_STORED DATA_.
§ §

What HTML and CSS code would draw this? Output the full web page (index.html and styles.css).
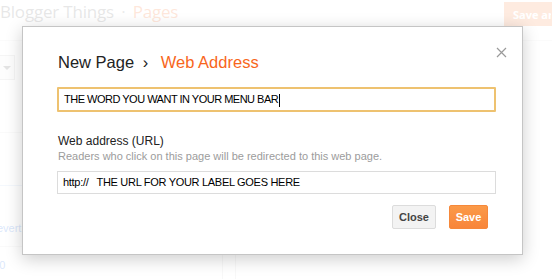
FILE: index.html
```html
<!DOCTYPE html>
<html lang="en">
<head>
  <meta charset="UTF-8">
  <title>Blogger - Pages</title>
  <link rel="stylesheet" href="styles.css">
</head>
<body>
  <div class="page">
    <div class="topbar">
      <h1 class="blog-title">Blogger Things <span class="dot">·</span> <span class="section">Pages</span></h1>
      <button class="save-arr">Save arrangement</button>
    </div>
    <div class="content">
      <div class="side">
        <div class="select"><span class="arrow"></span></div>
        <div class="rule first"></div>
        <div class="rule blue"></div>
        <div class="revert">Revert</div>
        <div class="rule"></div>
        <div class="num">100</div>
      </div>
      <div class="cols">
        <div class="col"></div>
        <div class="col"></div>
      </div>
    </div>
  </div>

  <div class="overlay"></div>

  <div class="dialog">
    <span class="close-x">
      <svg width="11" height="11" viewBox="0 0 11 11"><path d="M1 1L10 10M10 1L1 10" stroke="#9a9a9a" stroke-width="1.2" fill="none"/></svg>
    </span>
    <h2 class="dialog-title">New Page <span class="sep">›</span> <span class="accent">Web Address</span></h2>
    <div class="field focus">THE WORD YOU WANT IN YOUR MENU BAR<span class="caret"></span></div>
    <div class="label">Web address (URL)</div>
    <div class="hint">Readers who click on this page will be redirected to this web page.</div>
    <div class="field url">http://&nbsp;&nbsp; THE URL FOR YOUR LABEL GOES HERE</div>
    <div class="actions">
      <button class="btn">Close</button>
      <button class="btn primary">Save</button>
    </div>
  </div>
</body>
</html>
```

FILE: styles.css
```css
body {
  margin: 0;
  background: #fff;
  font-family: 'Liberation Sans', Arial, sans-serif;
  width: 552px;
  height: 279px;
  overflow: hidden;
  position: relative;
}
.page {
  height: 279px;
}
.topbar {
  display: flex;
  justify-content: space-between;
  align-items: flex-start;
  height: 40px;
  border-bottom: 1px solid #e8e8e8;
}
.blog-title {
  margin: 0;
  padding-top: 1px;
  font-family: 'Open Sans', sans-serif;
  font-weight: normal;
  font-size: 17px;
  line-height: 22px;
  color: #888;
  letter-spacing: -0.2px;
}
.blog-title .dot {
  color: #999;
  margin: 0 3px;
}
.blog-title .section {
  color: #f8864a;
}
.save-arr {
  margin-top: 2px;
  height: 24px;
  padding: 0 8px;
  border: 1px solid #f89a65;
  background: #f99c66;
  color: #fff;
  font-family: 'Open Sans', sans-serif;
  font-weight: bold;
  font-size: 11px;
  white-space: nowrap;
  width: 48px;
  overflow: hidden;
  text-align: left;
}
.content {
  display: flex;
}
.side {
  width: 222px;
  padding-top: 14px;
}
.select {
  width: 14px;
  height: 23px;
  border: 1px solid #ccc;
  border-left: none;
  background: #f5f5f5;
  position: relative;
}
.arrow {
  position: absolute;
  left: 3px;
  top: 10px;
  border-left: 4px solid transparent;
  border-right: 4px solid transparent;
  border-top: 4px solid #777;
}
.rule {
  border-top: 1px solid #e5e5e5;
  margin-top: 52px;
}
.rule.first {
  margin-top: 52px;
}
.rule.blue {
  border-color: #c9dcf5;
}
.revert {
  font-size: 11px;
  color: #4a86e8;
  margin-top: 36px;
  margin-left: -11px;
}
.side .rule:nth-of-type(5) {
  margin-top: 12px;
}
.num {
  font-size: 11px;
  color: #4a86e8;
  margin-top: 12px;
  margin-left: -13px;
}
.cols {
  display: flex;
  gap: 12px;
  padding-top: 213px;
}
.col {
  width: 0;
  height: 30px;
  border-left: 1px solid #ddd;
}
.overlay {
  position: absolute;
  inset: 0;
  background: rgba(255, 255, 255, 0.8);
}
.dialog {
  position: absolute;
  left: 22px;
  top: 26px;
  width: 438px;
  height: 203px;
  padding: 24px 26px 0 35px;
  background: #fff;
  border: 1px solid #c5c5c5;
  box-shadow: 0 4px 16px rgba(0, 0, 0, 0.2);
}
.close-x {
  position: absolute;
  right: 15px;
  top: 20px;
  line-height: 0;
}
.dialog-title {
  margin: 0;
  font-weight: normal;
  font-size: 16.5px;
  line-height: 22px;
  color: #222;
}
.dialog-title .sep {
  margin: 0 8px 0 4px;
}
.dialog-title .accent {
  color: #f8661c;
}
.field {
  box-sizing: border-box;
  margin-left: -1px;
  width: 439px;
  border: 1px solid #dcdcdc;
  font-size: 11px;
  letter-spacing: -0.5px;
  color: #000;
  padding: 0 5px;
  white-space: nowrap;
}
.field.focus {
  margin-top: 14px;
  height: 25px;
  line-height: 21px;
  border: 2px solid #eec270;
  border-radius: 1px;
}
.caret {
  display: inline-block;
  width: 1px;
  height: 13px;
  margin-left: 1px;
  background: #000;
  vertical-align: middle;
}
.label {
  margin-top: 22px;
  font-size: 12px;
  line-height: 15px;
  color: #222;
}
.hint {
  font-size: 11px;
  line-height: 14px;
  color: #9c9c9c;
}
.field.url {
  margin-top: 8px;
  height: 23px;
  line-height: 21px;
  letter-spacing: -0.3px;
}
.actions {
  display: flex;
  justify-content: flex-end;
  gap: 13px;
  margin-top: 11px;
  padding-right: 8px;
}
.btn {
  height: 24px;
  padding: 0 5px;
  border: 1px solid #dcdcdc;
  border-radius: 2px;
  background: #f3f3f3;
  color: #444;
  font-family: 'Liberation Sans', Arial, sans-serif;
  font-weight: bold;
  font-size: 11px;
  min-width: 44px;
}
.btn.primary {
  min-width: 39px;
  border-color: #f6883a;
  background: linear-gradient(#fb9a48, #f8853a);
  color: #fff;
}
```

§ §

_WRITTEN PROBLEM_.
From the material above, reproduce everything verbatim except the pictures.

_ANSWER TO THIS EXERCISE_.
What HTML and CSS code would draw this? Output the full web page (index.html and styles.css).
FILE: index.html
```html
<!DOCTYPE html>
<html lang="en">
<head>
  <meta charset="UTF-8">
  <title>Blogger - Pages</title>
  <link rel="stylesheet" href="styles.css">
</head>
<body>
  <div class="page">
    <div class="topbar">
      <h1 class="blog-title">Blogger Things <span class="dot">·</span> <span class="section">Pages</span></h1>
      <button class="save-arr">Save arrangement</button>
    </div>
    <div class="content">
      <div class="side">
        <div class="select"><span class="arrow"></span></div>
        <div class="rule first"></div>
        <div class="rule blue"></div>
        <div class="revert">Revert</div>
        <div class="rule"></div>
        <div class="num">100</div>
      </div>
      <div class="cols">
        <div class="col"></div>
        <div class="col"></div>
      </div>
    </div>
  </div>

  <div class="overlay"></div>

  <div class="dialog">
    <span class="close-x">
      <svg width="11" height="11" viewBox="0 0 11 11"><path d="M1 1L10 10M10 1L1 10" stroke="#9a9a9a" stroke-width="1.2" fill="none"/></svg>
    </span>
    <h2 class="dialog-title">New Page <span class="sep">›</span> <span class="accent">Web Address</span></h2>
    <div class="field focus">THE WORD YOU WANT IN YOUR MENU BAR<span class="caret"></span></div>
    <div class="label">Web address (URL)</div>
    <div class="hint">Readers who click on this page will be redirected to this web page.</div>
    <div class="field url">http://&nbsp;&nbsp; THE URL FOR YOUR LABEL GOES HERE</div>
    <div class="actions">
      <button class="btn">Close</button>
      <button class="btn primary">Save</button>
    </div>
  </div>
</body>
</html>
```

FILE: styles.css
```css
body {
  margin: 0;
  background: #fff;
  font-family: 'Liberation Sans', Arial, sans-serif;
  width: 552px;
  height: 279px;
  overflow: hidden;
  position: relative;
}
.page {
  height: 279px;
}
.topbar {
  display: flex;
  justify-content: space-between;
  align-items: flex-start;
  height: 40px;
  border-bottom: 1px solid #e8e8e8;
}
.blog-title {
  margin: 0;
  padding-top: 1px;
  font-family: 'Open Sans', sans-serif;
  font-weight: normal;
  font-size: 17px;
  line-height: 22px;
  color: #888;
  letter-spacing: -0.2px;
}
.blog-title .dot {
  color: #999;
  margin: 0 3px;
}
.blog-title .section {
  color: #f8864a;
}
.save-arr {
  margin-top: 2px;
  height: 24px;
  padding: 0 8px;
  border: 1px solid #f89a65;
  background: #f99c66;
  color: #fff;
  font-family: 'Open Sans', sans-serif;
  font-weight: bold;
  font-size: 11px;
  white-space: nowrap;
  width: 48px;
  overflow: hidden;
  text-align: left;
}
.content {
  display: flex;
}
.side {
  width: 222px;
  padding-top: 14px;
}
.select {
  width: 14px;
  height: 23px;
  border: 1px solid #ccc;
  border-left: none;
  background: #f5f5f5;
  position: relative;
}
.arrow {
  position: absolute;
  left: 3px;
  top: 10px;
  border-left: 4px solid transparent;
  border-right: 4px solid transparent;
  border-top: 4px solid #777;
}
.rule {
  border-top: 1px solid #e5e5e5;
  margin-top: 52px;
}
.rule.first {
  margin-top: 52px;
}
.rule.blue {
  border-color: #c9dcf5;
}
.revert {
  font-size: 11px;
  color: #4a86e8;
  margin-top: 36px;
  margin-left: -11px;
}
.side .rule:nth-of-type(5) {
  margin-top: 12px;
}
.num {
  font-size: 11px;
  color: #4a86e8;
  margin-top: 12px;
  margin-left: -13px;
}
.cols {
  display: flex;
  gap: 12px;
  padding-top: 213px;
}
.col {
  width: 0;
  height: 30px;
  border-left: 1px solid #ddd;
}
.overlay {
  position: absolute;
  inset: 0;
  background: rgba(255, 255, 255, 0.8);
}
.dialog {
  position: absolute;
  left: 22px;
  top: 26px;
  width: 438px;
  height: 203px;
  padding: 24px 26px 0 35px;
  background: #fff;
  border: 1px solid #c5c5c5;
  box-shadow: 0 4px 16px rgba(0, 0, 0, 0.2);
}
.close-x {
  position: absolute;
  right: 15px;
  top: 20px;
  line-height: 0;
}
.dialog-title {
  margin: 0;
  font-weight: normal;
  font-size: 16.5px;
  line-height: 22px;
  color: #222;
}
.dialog-title .sep {
  margin: 0 8px 0 4px;
}
.dialog-title .accent {
  color: #f8661c;
}
.field {
  box-sizing: border-box;
  margin-left: -1px;
  width: 439px;
  border: 1px solid #dcdcdc;
  font-size: 11px;
  letter-spacing: -0.5px;
  color: #000;
  padding: 0 5px;
  white-space: nowrap;
}
.field.focus {
  margin-top: 14px;
  height: 25px;
  line-height: 21px;
  border: 2px solid #eec270;
  border-radius: 1px;
}
.caret {
  display: inline-block;
  width: 1px;
  height: 13px;
  margin-left: 1px;
  background: #000;
  vertical-align: middle;
}
.label {
  margin-top: 22px;
  font-size: 12px;
  line-height: 15px;
  color: #222;
}
.hint {
  font-size: 11px;
  line-height: 14px;
  color: #9c9c9c;
}
.field.url {
  margin-top: 8px;
  height: 23px;
  line-height: 21px;
  letter-spacing: -0.3px;
}
.actions {
  display: flex;
  justify-content: flex-end;
  gap: 13px;
  margin-top: 11px;
  padding-right: 8px;
}
.btn {
  height: 24px;
  padding: 0 5px;
  border: 1px solid #dcdcdc;
  border-radius: 2px;
  background: #f3f3f3;
  color: #444;
  font-family: 'Liberation Sans', Arial, sans-serif;
  font-weight: bold;
  font-size: 11px;
  min-width: 44px;
}
.btn.primary {
  min-width: 39px;
  border-color: #f6883a;
  background: linear-gradient(#fb9a48, #f8853a);
  color: #fff;
}
```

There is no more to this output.